[start Available records]

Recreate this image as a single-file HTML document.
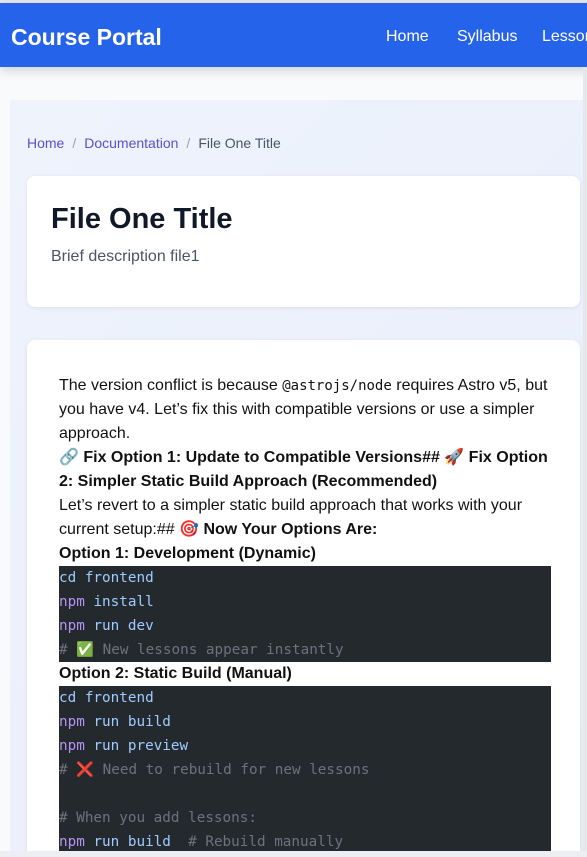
<!DOCTYPE html>
<html><head><meta charset="utf-8"><style>
*{box-sizing:border-box;margin:0;padding:0}
html,body{width:587px;height:857px;overflow:hidden;background:#f8fafc;font-family:"Liberation Sans","DejaVu Sans",sans-serif}
#w{position:relative;width:587px;height:857px;overflow:hidden}
.top{position:absolute;left:0;top:0;width:587px;height:3px;background:#e5e7eb}
header{position:absolute;left:0;top:3px;width:600px;height:64px;background:#2563eb;box-shadow:0 4px 10px rgba(0,0,0,.15);color:#fff}
header .logo{position:absolute;left:11px;top:21px;font-size:23px;font-weight:bold}
header .nav{position:absolute;top:25px;font-size:16px}
.panel{position:absolute;left:10px;top:100px;width:600px;height:760px;background:linear-gradient(135deg,#eef3fc,#e8eefc)}
.bc{position:absolute;left:27px;top:135px;font-size:14px;color:#475569}
.bc a{color:#5b4fd6}
.bc .s{color:#9ca3af;margin:0 8px}
.card{position:absolute;left:27px;width:553px;background:#fff;border-radius:8px;box-shadow:0 1px 4px rgba(0,0,0,.08)}
h1{position:absolute;left:24px;top:27px;font-size:29px;color:#111827}
.desc{position:absolute;left:24px;top:72px;font-size:16px;color:#4b5563}
.content{position:absolute;left:32px;top:34px;width:492px;font-size:16px;line-height:24px;color:#111}
.content code{font-family:"DejaVu Sans Mono",monospace;font-size:14px}
pre{background:#24292e;font-family:"DejaVu Sans Mono",monospace;font-size:14.3px;line-height:24px;color:#c9d1d9;height:96px}
.k{color:#b392f0}.b{color:#9ecbff}.c{color:#6a737d}
.sb{position:absolute;left:0;top:851px;width:587px;height:6px;background:#eceef1}
.sv{position:absolute;left:583px;top:67px;width:4px;height:790px;background:#e5e7eb}
</style></head><body><div id="w">
<div class="top"></div>
<div class="panel"></div>
<header><div class="logo">Course Portal</div>
<div class="nav" style="left:386px">Home</div>
<div class="nav" style="left:457px">Syllabus</div>
<div class="nav" style="left:542px">Lessons</div></header>
<div class="bc"><a>Home</a><span class="s">/</span><a>Documentation</a><span class="s">/</span>File One Title</div>
<div class="card" style="top:176px;height:131px"><h1>File One Title</h1><div class="desc">Brief description file1</div></div>
<div class="card" style="top:340px;height:540px">
<div class="content">
The version conflict is because <code>@astrojs/node</code> requires Astro v5, but you have v4. Let’s fix this with compatible versions or use a simpler approach.<br>
<b>🔗 Fix Option 1: Update to Compatible Versions## 🚀 Fix Option 2: Simpler Static Build Approach (Recommended)</b><br>
Let’s revert to a simpler static build approach that works with your current setup:## <b>🎯 Now Your Options Are:</b><br>
<b>Option 1: Development (Dynamic)</b>
<pre><span class="b">cd frontend</span>
<span class="k">npm</span> <span class="b">install</span>
<span class="k">npm</span> <span class="b">run dev</span>
<span class="c"># ✅ New lessons appear instantly</span></pre>
<b>Option 2: Static Build (Manual)</b>
<pre style="height:200px"><span class="b">cd frontend</span>
<span class="k">npm</span> <span class="b">run build</span>
<span class="k">npm</span> <span class="b">run preview</span>
<span class="c"># ❌ Need to rebuild for new lessons</span>

<span class="c"># When you add lessons:</span>
<span class="k">npm</span> <span class="b">run build</span>  <span class="c"># Rebuild manually</span></pre>
</div></div>
<div class="sv"></div>
<div class="sb"></div>
</div></body></html>
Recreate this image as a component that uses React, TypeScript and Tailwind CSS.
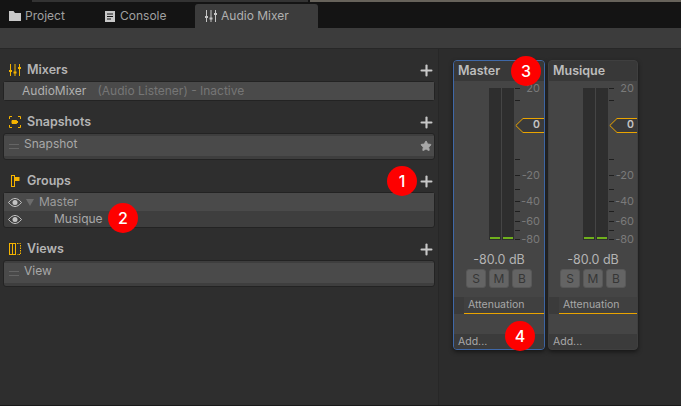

[end Available records]

> _Challenge_
Transcribe the full listing above exactly as it stands, minus the pictures.

> _Solved exercise_
Recreate this image as a single-file HTML document.
<!DOCTYPE html>
<html><head><meta charset="utf-8"><style>
*{box-sizing:border-box;margin:0;padding:0}
html,body{width:587px;height:857px;overflow:hidden;background:#f8fafc;font-family:"Liberation Sans","DejaVu Sans",sans-serif}
#w{position:relative;width:587px;height:857px;overflow:hidden}
.top{position:absolute;left:0;top:0;width:587px;height:3px;background:#e5e7eb}
header{position:absolute;left:0;top:3px;width:600px;height:64px;background:#2563eb;box-shadow:0 4px 10px rgba(0,0,0,.15);color:#fff}
header .logo{position:absolute;left:11px;top:21px;font-size:23px;font-weight:bold}
header .nav{position:absolute;top:25px;font-size:16px}
.panel{position:absolute;left:10px;top:100px;width:600px;height:760px;background:linear-gradient(135deg,#eef3fc,#e8eefc)}
.bc{position:absolute;left:27px;top:135px;font-size:14px;color:#475569}
.bc a{color:#5b4fd6}
.bc .s{color:#9ca3af;margin:0 8px}
.card{position:absolute;left:27px;width:553px;background:#fff;border-radius:8px;box-shadow:0 1px 4px rgba(0,0,0,.08)}
h1{position:absolute;left:24px;top:27px;font-size:29px;color:#111827}
.desc{position:absolute;left:24px;top:72px;font-size:16px;color:#4b5563}
.content{position:absolute;left:32px;top:34px;width:492px;font-size:16px;line-height:24px;color:#111}
.content code{font-family:"DejaVu Sans Mono",monospace;font-size:14px}
pre{background:#24292e;font-family:"DejaVu Sans Mono",monospace;font-size:14.3px;line-height:24px;color:#c9d1d9;height:96px}
.k{color:#b392f0}.b{color:#9ecbff}.c{color:#6a737d}
.sb{position:absolute;left:0;top:851px;width:587px;height:6px;background:#eceef1}
.sv{position:absolute;left:583px;top:67px;width:4px;height:790px;background:#e5e7eb}
</style></head><body><div id="w">
<div class="top"></div>
<div class="panel"></div>
<header><div class="logo">Course Portal</div>
<div class="nav" style="left:386px">Home</div>
<div class="nav" style="left:457px">Syllabus</div>
<div class="nav" style="left:542px">Lessons</div></header>
<div class="bc"><a>Home</a><span class="s">/</span><a>Documentation</a><span class="s">/</span>File One Title</div>
<div class="card" style="top:176px;height:131px"><h1>File One Title</h1><div class="desc">Brief description file1</div></div>
<div class="card" style="top:340px;height:540px">
<div class="content">
The version conflict is because <code>@astrojs/node</code> requires Astro v5, but you have v4. Let’s fix this with compatible versions or use a simpler approach.<br>
<b>🔗 Fix Option 1: Update to Compatible Versions## 🚀 Fix Option 2: Simpler Static Build Approach (Recommended)</b><br>
Let’s revert to a simpler static build approach that works with your current setup:## <b>🎯 Now Your Options Are:</b><br>
<b>Option 1: Development (Dynamic)</b>
<pre><span class="b">cd frontend</span>
<span class="k">npm</span> <span class="b">install</span>
<span class="k">npm</span> <span class="b">run dev</span>
<span class="c"># ✅ New lessons appear instantly</span></pre>
<b>Option 2: Static Build (Manual)</b>
<pre style="height:200px"><span class="b">cd frontend</span>
<span class="k">npm</span> <span class="b">run build</span>
<span class="k">npm</span> <span class="b">run preview</span>
<span class="c"># ❌ Need to rebuild for new lessons</span>

<span class="c"># When you add lessons:</span>
<span class="k">npm</span> <span class="b">run build</span>  <span class="c"># Rebuild manually</span></pre>
</div></div>
<div class="sv"></div>
<div class="sb"></div>
</div></body></html>
Recreate this image as a component that uses React, TypeScript and Tailwind CSS.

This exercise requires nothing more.